Last night, when I was packing up all the poetry, a little piece of paper fluttered out of Anne Sexton’s Live or Die, a book I lived and died by at sixteen. It was a poem cut out of The New Yorker.  It was “For Sheridan” by Robert Lowell. I had no idea who he was at the time, and I didn’t really understand the poem. But I felt the poem understood me. That is when I started buying up collections of Lowell’s poems. And now, thirty years later, the love affair continues as I finish reading the exquisite collection of letters between him and Elizabeth Bishop.

I tend not to worry too much about the end of the book and the digital revolution. But I did have the thought that one of things that might be missed if books go the way of screens is the loss of a poem, clipped by a sad teenager, fluttering out of a book many years later to land at the feet of a sad woman.

Sublime, Meet Ridiculous

Had the great pleasure of seeing Conor Lovett of the Gare St.  Lazare Players  perform Beckett’s First Love. I usually nap for the first twenty minutes of any play, but I was riveted by the performance, the language (omg), and the great themes: love, abandonment, loss, death. Heaven, I was in.

 

 

Then, as if that weren’t enough, Paul Muldoon on the Colbert Report.  Poets, tempting as it may be, do not go on the Report. You are not helping the cause. You will only look shaggy and twee.  Unless you’re Mark Strand. 

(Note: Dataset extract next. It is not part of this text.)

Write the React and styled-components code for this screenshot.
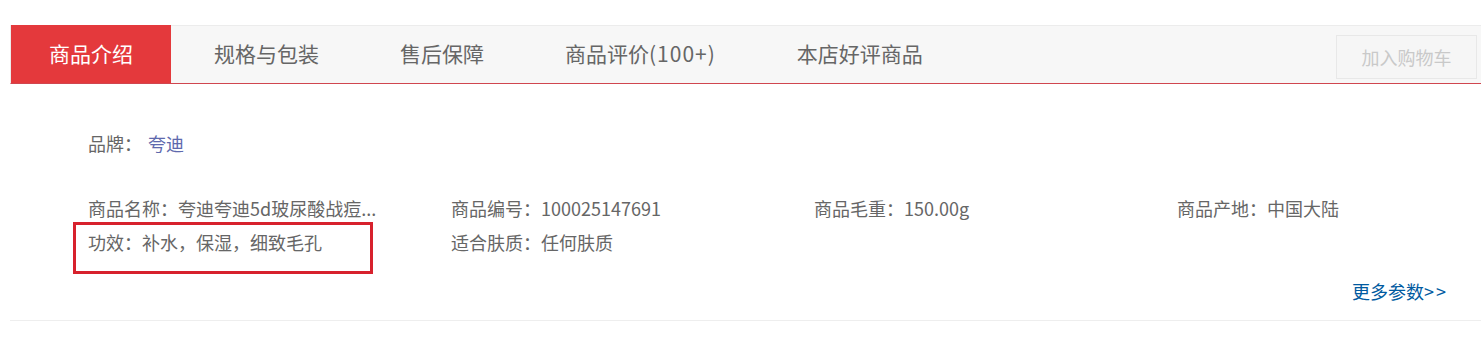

Genius talk show host: 1    Esteemed poet: 0

No You Didn’t

Yesterday,  I had lunch with one of the smartest editors in the business. She allowed how she keeps a file for letters from authors that express their gratitude — and that these letters buoy her on particulary rough days.

I allowed how I keep an “asshole” file. I started it when I first became an agent, and I didn’t quite know how to handle the sting of rejection. After all, as an editor, I had been on the rejecting side for so long.

I didn’t put just any letter in there. No, the rejection had to strike a particular note of condescension, arrogance,  falsehood — you see where I’m going with this.

Eventually, some client letters made it into the file, especially the three page single-spaced letter dipped in acid from the gnome who fired me –who will go unnamed. You know who you are, and that was a fuckin’ brilliant letter, completely raising the bar. I salute you.

The best letter so far, however, is from a distinguised editor who wrote that if the book I was submitting was my idea of art, I should look into a career in real estate. That’s a keeper!

You Look Like a Monkey, and You Smell Like One, Too

Dearest Darling Readers of this Blog:

I have some fantastic news. The Forest for the Trees (that old thing) will be ten next year, and my publisher (oh, with just a smidge of encouragement) has decided to publish a revised edition. A lot has happened in ten years, and yet I’m still the same old fuckwad I ever was so the book will remain essentially the same — full of gimlet eyed observations about writers and keen discouragement. My first editor actually tried me to get me to tone that down. Hello?!